Le dixième congrès du parti Ennahdha se tiendra à la fin de la semaine prochaine ce qui constitue un événement politique important compte tenu de l'importance, du poids et du rôle du mouvement islamiste sur la scène politique nationale. Ce poids est la conséquence d'un effort constant d'organisation entrepris par le mouvement islamiste depuis des années et qui n'a jamais fléchi. Il est surtout la conséquence de l'éparpillement des autres composantes modernistes de la société et de l'implosion de certaines autres, ce qui a laissé le champ libre à Ennahdha pour occuper de larges pans de l'espace public. D'ores et déjà, on connait certaines décisions majeures qui résulteront de ce congrès, notamment la décision de séparer l'action politique de l'action de prédication. Certains diront que c'est là une décision historique qui aura un impact sur l'évolution future du mouvement islamiste et du pays en général. Assurément. Le mouvement islamiste tunisien a toujours maintenu ce système de vases communicants entre la politique et la prédication, le discours politique et le discours religieux, le temporel et l'intemporel. Durant des décennies, il a investi les milliers de lieux de cultes pour disséminer son discours et maintenir ses liens et les raffermir avec ses adeptes et ses militants. Accepter cette séparation entre le politique et la prédication aujourd'hui signifie en principe que les islamistes acceptent enfin d'être uniquement un parti politique et non un parti politique détenteur de l'identité islamiste du pays. Cela signifie que le parti Ennahdha va enfin respecter le principe de la neutralité des lieux de culte.
Deux questions se posent toutefois. La première concerne la capacité réelle du président d'Ennahdha, à contenir les oppositions à une telle mutation. Quand on entend certains dirigeants de premier plan dans le mouvement islamiste, à l'instar du vice-président Abdelfettah Mourou, on est prêt à parier que la partie ne sera pas facile pour Rached Ghannouchi.
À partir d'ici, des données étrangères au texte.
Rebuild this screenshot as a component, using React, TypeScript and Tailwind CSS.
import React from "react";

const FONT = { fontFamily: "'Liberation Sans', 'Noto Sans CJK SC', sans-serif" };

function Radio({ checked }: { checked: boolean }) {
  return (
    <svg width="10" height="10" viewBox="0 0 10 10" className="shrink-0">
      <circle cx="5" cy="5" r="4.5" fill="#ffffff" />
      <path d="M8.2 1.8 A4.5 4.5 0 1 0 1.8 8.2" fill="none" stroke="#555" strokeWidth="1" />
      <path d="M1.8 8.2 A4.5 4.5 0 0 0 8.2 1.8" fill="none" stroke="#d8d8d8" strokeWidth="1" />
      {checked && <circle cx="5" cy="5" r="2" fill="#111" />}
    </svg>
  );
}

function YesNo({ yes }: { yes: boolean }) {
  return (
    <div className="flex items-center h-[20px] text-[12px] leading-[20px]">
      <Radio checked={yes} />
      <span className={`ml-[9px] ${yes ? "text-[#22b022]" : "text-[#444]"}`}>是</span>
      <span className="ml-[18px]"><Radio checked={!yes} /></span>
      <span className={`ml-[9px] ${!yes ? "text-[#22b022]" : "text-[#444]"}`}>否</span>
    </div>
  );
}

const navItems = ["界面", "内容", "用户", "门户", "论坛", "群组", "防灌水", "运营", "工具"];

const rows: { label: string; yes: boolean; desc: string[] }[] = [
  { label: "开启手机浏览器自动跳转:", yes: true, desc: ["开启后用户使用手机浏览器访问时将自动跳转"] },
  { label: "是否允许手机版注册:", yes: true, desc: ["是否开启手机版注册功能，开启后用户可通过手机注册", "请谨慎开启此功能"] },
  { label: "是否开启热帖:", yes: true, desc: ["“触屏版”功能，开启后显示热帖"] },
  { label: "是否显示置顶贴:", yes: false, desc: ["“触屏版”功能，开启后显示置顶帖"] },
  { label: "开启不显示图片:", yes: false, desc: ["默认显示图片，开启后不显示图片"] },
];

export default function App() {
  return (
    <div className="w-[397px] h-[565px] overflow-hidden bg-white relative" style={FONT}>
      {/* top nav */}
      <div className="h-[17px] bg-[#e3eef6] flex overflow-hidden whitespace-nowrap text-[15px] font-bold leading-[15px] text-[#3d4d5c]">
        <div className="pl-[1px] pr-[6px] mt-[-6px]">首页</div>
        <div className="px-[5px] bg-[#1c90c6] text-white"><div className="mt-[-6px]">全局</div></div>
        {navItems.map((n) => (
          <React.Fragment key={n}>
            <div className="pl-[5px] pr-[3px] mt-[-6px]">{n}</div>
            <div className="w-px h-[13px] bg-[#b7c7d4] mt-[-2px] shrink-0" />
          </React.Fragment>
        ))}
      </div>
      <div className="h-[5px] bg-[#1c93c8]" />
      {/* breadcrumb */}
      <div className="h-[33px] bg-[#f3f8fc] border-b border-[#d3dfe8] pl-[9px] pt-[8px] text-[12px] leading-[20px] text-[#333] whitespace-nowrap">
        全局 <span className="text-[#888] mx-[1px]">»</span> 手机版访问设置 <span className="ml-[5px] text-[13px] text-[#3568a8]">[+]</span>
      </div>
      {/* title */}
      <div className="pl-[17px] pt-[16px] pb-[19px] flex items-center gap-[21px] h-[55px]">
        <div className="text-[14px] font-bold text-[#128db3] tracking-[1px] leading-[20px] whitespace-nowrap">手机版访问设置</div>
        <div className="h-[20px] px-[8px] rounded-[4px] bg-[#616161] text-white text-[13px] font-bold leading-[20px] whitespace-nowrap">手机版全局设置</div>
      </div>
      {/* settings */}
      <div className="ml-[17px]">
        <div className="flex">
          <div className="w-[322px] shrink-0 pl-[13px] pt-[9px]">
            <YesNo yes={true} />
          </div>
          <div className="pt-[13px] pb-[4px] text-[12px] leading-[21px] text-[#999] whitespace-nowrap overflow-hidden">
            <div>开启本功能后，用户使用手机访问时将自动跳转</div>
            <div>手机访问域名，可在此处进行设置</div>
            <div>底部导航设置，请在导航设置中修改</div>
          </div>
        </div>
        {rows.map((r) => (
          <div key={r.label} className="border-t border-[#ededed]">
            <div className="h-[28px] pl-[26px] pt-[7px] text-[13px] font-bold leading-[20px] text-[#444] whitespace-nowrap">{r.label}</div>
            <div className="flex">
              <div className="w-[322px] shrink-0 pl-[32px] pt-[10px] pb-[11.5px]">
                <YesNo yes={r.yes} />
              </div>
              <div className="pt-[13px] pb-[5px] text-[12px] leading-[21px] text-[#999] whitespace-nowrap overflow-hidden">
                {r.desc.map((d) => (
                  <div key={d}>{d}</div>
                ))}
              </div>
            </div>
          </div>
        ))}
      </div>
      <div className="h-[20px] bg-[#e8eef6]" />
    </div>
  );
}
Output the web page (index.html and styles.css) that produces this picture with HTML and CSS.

Mais même si cette résolution de séparation entre la politique et la prédication est adoptée par le prochain congrès, cela fera t-il d'Ennahdha, définitivement et d'une manière irrévocable, un parti civil, moderne et républicain ?
Rien n'est moins sûr malheureusement. Cette annonce politique pourrait en effet masquer une stratégie d'islamisation de la société qui a, peut-être, changé d'outils sans jamais changer d'objectif. En nous penchant de prés sur la motion économique et sociale qui sera présentée au congrès, on s'aperçoit de la réintroduction de deux nouveaux concepts religieux, censés selon Ennahdha, améliorer la situation économique et sociale du pays et des citoyens. Il s'agit en premier lieu du waqf, ce legs intemporel qui n'a historiquement eu aucun impact économique positif et qui a été à la source d'un problème foncier insurmontable parfois jusqu'aujourd'hui. L'Etat tunisien moderne n'a pu, à l'aube de l'indépendance, réorganiser l'économie du pays qu'après abrogation du système du waqf, archaïque et improductif. Réintroduire ce concept comme outil de renouveau économique et social est démagogique et erroné. Il montre surtout qu'Ennahdha est toujours arrimée idéologiquement dans la mouvance de l'islam politique qui a pour seul objectif l'islamisation de la société et l'instauration d'un système politique, économique et social islamisé.
Le second concept religieux réintroduit par Ennahdha dans sa motion économique est sociale est celui du fonds du zakat. Jusque là, les croyants payaient le zakat d'une manière individuelle et anonyme. Créer ce fonds pourrait conduire à contrôler les croyants, leur mettre la pression et encourager une piété forcée notamment dans les rangs des agriculteurs, des commerçants et des petits industriels.
Déjà, Ennahdha et ses alliés d'hier et d'aujourd'hui ont réussi à introduire dans notre système financier le concept des finances islamiques qui, quoi qu'on dise, est un produit financer qui revient plus cher pour les usagers que les autres produits « mécréants ». Mais le plus important dans cette question n'est pas tant l'efficacité et l'efficience économique d'un tel ou autre concept, que la référence idéologique qui l'accompagne.